“To the Lighthouse” is the name Leith Macfarlane gives to her 2023 thesis project, a title borrowing from the Virginia Woolf (1927) novel of the same name. The latter tells the story of a summer retreat for the Ramsay family in Scottland’s Isle of Skye, a remote place visited over a decade in the early twentieth century and that witnesses a mix of joys and tragedies for the family. The lighthouse itself in Woolf’s novel is a kind of ever-present draw that the family keeps putting off visiting, but which stands in as an object of shared desire and potential fulfilment.
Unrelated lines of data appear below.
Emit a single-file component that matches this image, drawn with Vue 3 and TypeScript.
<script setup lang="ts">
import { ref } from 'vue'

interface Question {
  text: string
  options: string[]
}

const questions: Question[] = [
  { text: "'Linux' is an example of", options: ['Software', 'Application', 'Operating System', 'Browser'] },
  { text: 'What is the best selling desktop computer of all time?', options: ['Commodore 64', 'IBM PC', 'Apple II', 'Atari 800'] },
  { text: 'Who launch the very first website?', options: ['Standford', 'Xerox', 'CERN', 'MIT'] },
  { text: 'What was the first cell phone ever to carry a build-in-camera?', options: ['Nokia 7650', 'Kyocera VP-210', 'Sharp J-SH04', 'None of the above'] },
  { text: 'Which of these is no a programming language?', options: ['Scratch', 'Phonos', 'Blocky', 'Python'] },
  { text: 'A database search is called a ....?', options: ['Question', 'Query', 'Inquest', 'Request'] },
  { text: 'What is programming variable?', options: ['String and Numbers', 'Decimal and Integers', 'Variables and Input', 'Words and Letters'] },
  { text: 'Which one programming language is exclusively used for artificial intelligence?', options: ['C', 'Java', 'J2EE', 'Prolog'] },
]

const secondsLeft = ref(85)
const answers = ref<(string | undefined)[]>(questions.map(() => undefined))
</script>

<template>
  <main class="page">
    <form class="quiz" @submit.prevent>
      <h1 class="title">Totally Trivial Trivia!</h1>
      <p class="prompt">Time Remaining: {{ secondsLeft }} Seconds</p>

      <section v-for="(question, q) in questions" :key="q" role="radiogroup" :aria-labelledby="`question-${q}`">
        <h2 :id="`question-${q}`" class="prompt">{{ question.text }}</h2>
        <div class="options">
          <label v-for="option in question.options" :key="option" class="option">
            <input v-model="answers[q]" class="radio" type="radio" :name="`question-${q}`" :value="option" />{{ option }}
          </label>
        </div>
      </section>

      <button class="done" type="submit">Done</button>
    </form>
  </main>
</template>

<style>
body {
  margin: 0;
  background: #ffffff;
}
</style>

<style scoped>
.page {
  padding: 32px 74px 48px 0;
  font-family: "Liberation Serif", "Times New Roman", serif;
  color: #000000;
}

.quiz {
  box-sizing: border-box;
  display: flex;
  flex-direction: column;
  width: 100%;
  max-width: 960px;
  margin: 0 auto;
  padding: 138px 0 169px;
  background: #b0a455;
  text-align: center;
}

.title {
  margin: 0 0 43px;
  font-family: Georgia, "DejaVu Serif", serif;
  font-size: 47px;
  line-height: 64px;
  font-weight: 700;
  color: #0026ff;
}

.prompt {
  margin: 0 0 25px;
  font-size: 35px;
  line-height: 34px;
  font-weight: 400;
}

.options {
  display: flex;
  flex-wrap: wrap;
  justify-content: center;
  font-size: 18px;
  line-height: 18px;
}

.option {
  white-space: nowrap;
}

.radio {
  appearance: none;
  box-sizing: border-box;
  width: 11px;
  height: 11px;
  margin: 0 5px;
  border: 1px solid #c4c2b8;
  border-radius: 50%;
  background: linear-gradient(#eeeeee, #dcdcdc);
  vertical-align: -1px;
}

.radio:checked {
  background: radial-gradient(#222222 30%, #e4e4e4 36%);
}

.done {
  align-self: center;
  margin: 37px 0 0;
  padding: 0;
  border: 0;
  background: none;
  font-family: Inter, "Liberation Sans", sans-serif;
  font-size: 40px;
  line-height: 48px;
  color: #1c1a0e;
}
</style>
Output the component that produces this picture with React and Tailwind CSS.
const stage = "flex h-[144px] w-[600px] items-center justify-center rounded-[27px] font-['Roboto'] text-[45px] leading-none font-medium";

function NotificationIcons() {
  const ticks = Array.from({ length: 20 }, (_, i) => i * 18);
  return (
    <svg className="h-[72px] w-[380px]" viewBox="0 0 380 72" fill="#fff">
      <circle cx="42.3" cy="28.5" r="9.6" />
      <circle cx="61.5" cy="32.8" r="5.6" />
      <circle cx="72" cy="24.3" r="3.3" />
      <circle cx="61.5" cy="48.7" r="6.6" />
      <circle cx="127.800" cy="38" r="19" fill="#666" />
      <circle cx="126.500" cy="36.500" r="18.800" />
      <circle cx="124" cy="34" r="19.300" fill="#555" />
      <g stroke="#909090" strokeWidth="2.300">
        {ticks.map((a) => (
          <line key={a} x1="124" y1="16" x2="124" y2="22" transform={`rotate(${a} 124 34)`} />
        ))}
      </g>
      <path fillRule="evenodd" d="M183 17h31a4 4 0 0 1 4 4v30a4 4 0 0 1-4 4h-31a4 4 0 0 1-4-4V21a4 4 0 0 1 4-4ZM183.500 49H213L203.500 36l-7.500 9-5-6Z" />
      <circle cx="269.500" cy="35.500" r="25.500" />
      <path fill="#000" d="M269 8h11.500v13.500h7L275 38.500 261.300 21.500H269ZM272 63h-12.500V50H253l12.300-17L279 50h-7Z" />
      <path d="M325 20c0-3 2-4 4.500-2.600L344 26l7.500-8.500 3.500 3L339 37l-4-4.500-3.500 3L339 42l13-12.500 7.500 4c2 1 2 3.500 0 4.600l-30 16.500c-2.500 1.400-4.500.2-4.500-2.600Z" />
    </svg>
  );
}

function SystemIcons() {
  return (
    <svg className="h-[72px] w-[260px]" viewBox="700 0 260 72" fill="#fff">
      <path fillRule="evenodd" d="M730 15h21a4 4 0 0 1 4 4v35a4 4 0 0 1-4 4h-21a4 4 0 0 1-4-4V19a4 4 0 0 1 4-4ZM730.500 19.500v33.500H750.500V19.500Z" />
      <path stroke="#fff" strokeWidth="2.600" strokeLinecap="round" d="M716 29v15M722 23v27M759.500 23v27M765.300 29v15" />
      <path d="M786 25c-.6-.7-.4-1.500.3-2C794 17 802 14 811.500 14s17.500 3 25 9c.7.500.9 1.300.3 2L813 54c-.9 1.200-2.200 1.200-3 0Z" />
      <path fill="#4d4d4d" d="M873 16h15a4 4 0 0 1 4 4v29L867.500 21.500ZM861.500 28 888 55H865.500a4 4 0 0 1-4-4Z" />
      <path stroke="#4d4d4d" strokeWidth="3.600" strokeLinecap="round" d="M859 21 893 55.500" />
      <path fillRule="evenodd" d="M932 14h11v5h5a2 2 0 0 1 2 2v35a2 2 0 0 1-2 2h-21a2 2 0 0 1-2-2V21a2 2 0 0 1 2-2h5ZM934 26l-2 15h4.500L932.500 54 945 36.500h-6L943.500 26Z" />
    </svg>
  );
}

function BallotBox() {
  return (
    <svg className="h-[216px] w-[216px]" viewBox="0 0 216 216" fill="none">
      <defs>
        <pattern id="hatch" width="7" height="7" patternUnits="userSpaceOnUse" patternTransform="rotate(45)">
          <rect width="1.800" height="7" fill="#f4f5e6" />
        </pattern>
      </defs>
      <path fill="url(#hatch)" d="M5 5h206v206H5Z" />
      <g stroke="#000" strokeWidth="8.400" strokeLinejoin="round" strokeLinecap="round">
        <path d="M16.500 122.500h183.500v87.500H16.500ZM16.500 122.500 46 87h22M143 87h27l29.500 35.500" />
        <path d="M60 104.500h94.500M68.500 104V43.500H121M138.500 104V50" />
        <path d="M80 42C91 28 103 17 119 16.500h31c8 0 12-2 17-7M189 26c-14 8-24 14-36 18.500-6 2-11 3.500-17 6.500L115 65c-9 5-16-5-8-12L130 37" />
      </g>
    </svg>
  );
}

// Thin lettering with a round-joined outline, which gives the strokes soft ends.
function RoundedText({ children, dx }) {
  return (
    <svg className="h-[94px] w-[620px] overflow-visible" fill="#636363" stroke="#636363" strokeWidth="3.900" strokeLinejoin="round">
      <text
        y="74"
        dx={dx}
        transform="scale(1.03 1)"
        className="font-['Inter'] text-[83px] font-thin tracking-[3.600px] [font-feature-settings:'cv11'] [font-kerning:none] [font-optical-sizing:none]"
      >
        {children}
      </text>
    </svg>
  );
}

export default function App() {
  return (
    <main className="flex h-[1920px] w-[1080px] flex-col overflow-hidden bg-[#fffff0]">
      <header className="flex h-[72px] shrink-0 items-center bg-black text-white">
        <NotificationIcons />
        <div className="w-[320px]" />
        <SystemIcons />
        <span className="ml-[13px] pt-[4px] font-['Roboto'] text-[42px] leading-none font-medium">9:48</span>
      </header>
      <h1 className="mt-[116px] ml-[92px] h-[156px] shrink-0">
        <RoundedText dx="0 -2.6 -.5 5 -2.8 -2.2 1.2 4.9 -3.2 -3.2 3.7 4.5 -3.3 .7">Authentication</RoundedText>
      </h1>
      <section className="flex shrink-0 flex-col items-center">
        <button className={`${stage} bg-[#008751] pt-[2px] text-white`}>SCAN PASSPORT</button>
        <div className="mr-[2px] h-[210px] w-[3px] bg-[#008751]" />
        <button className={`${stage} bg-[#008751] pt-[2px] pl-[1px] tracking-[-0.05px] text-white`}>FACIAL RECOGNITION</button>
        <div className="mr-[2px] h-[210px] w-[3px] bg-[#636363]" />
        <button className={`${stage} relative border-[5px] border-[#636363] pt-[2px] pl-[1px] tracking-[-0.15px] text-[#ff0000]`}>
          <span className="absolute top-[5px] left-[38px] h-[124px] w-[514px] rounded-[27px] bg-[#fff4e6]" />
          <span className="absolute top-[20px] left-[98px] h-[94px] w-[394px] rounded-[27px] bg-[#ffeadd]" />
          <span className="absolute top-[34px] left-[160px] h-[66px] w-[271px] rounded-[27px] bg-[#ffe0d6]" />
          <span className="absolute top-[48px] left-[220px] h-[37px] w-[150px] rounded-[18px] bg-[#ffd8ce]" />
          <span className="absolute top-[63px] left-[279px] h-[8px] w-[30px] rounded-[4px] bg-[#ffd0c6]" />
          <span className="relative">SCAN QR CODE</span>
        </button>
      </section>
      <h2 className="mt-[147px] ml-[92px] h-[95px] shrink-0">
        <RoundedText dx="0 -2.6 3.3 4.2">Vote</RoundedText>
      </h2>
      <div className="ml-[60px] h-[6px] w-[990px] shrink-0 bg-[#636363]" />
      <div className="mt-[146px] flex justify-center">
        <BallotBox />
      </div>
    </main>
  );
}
Lighthouses of course are utilitarian, yet dreamy architectures, standing on coastal edges radiating caution to nighttime mariners, but also suggesting a certain solace: land is here awaiting return and the completion of journeys. These complex associations fittingly organise Leith’s difficult topic of investigation: family violence. The project compliments an earlier body of research Leith commenced while studying for her law degree. It seeks to answer, in a different disciplinary context, the question of how to address the runaway violence unfolding in our homes. Of course, there is no simple answer to this, given how complexly it is embedded socially and historically in our dwelling patterns and in our gender patterning.
Part 1 – Dark Machines
Leith’s way of grasping the severity and the life-shattering consequences of intimate violence involved the production of a series of abstract artifacts or machines that sought to embody, and in some way express, what is often inexpressible: the painfulness of persistent violence at home. Researching survivor accounts of experiencing and getting free of violence, the conceptual artifacts sought to approximate these felt consequences. Approximation is key. The artifacts are empathetic bridges; they aim to reach towards hurt, and to carry us towards this too, on the basis that its sharing calls forth awareness and, ideally, ultimately, healing. Four dark machines narrate violence: “The Watchtower”; “The Void”; “The Pirouette Silhouette”; “In the Bellows.” Rather than being isolated, the machines are depicted relationally; they are gathered together on a black tabletop called “Suburban St,” where the outlines of house plans are shown in white chalk. Reference here is to Lars von Trier’s Dogville (2003), a film similarly telling the story of family and community violence and shot within a table-like, empty sound stage.
Part 2 – Luminous Ground
Yet if representing hurt was as far as Leith took her investigation, the project would have remained empty. More powerfully, “To the Lighthouse” entailed looking for a beyond-of-family-violence. If the earlier abstract artifacts depict “world-collapsing” circumstances—a notion Leith borrows from Elaine Scarry’s landmark text, The Body in Pain: The Making and Unmaking of the World (1987)—a ‘reaching-beyond’ entailed finding world-building hope. Initially this focused on the craft and political agency of quilt-making, that everyday, mostly female, art that in certain circumstances has given voice to a radical societal accounting—the AIDS Memorial Quilt Project particularly. Quilts in Leith’s project embody a labour of care, the act of providing loving cover. Homes bestow these qualities too, or can, and emphasising how care could be amplified, well this might eclipse and curtail violence. So rather than turning to individual houses per se, Leith proposed that we look to streets and ways in which houses turned outward (rather than closing in the ‘nuclear’ family) might become responsive to collective care. And, of course, streets aren’t just places of vehicular transit; they have long been sites of protest and societal reckoning. Past peak oil and with the future of cars uncertain, what if all that in-between tarmac became shared spaces held in trust by neighbourhoods? And what if houses surrendered their autonomy and decantated part of their routines into shared spaces that were social, cooperative, and even joyful? This decanting found form with Leith’s lighthouses, immaculately conceived and crafted models set on a luminous street/ground. Through laborious making, much like the quilts, an embodiment of care was demonstrated. So: a ‘laundry’ and garden for drying washing; a ‘bus stop’ with street table and chairs beneath a tower for climbing and collecting games and books, all the better for waiting than getting someplace else; an outward-opening ’play room’ for the kids or the adults, that messes up and slows down the intersection; and lastly, a ‘lounge’ of sorts along with a citrus groove, for getting away, or getting together.
Home-Becoming
“To the Lighthouse” then charts a journey from worlds of loss to world-making, knowing that the latter won’t necessarily ‘fix’ the former, but that it might make loss and hurt unsustainable. The thesis knows too, that this Edenic crafting of care won’t look the same in every city neighbourhood, and that streets will ‘collectivise’ according to their own shaping of care and styles of loving. For her part, the ‘street’ Leith made is a fiction, a compilation of remembered streets she has lived in. It is not a model to be reproduced everywhere; it is a lighthouse like that of Virginia Woolf, a beacon that warns of the troubled ground we hold, but also the joy of a home-becoming invested with care. In this, the project is both sobering and astonishing.